Small caps and technology stocks led a rebound on Wall Street that gave the S&P 500 a record high.

Gains were broad after Republicans introduced a tax reform proposal that includes a big reduction in corporate tax rates. Winners beat losers by a 7-3 ratio on the Nasdaq and by 9-to-7 on the NYSE.

X The S&P climbed 0.4%, while the tech-heavy Nasdaq composite rallied 1.2%. The Dow Jones industrial average climbed nearly 0.3%. The Nasdaq is making a good rebound off its 50-day moving average, a positive signal at least in the short term. Volume rose from Tuesday's levels, according to unconfirmed numbers.

But the star of the day was the Russell 2000. The small-cap benchmark surged 1.9% to a new high, extending a rally from its Aug. 18 low and narrowing a performance gap for 2017 vs. the Nasdaq and S&P 500.

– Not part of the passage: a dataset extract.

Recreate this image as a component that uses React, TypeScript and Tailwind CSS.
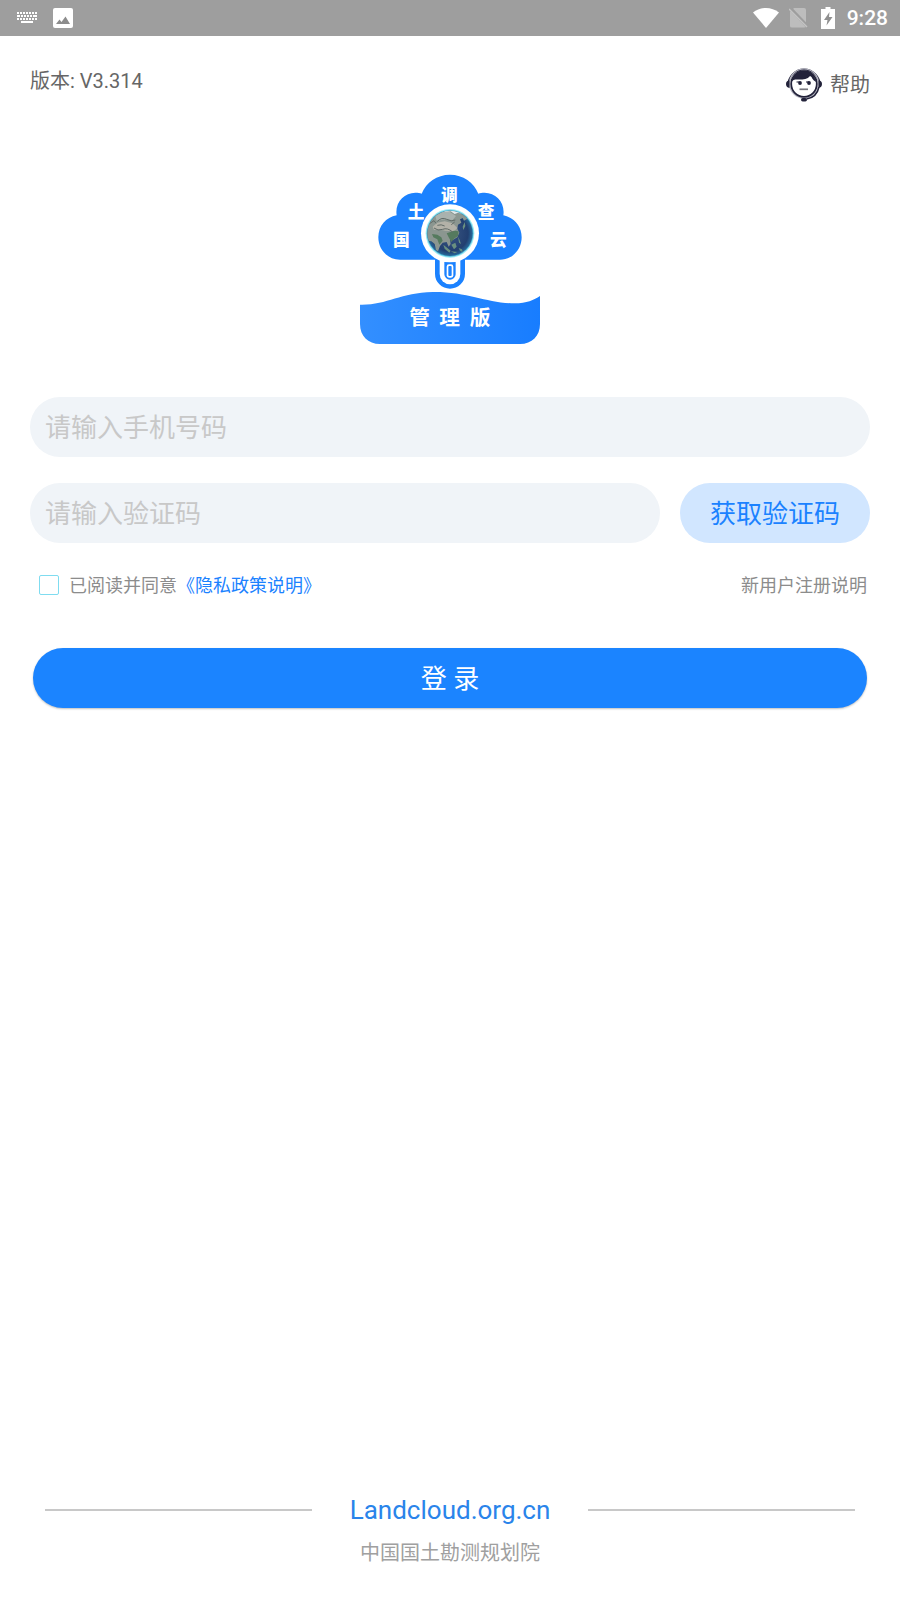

Financials are the largest sector of the Russell 2000, accounting for about 18% of the index. Regional banks in the index have accounted for much of the Russell 2000's surge as a rising trend in Treasury yields gives the sector a boost. Banking stocks have been shadowing the yield on the 10-year Treasury note.

Yields on the two-, five-, 10-, and 30-year Treasuries began rising following Fed Chair Janet Yellen's speech Tuesday, Tradeweb noted. The 10-year yield Wednesday rose 8 basis points to 2.31%. Yellen fanned expectations of a December interest-rate increase, saying that raising interest rates gradually is the appropriate strategy considering the uncertainty on inflation, Bloomberg reported. The GOP tax package was another reason financials climbed.

The SPDR Financial ETF (XLF) broke out to new highs Wednesday, while SPDR S&P Regional Bank (KRE) surged 2.1%.

Information technology is the Russell's second-largest sector and also performed well Wednesday. Semiconductor, fiber-optic, data-storage and other technology industry groups led the market.

The shift in interest rates has sent investors fleeing from one of the most popular Treasury alternatives: the Dow utility average, which dropped 1.3%. A provision in the tax plan to limit corporate interest expenses also appears to be hurting utilities.

Dozens of stocks broke out past buy points in Wednesday's trading, including financial leaders Cowen (COWN), Charles Schwab (SCHW), Bank of America (BAC) and E-Trade Financial (ETFC).

Other notables were SolarEdge Technologies (SEDG), Five Below (FIVE), II-VI (IIVI) and Cintas (CTAS). Cintas beat profit views and raised guidance.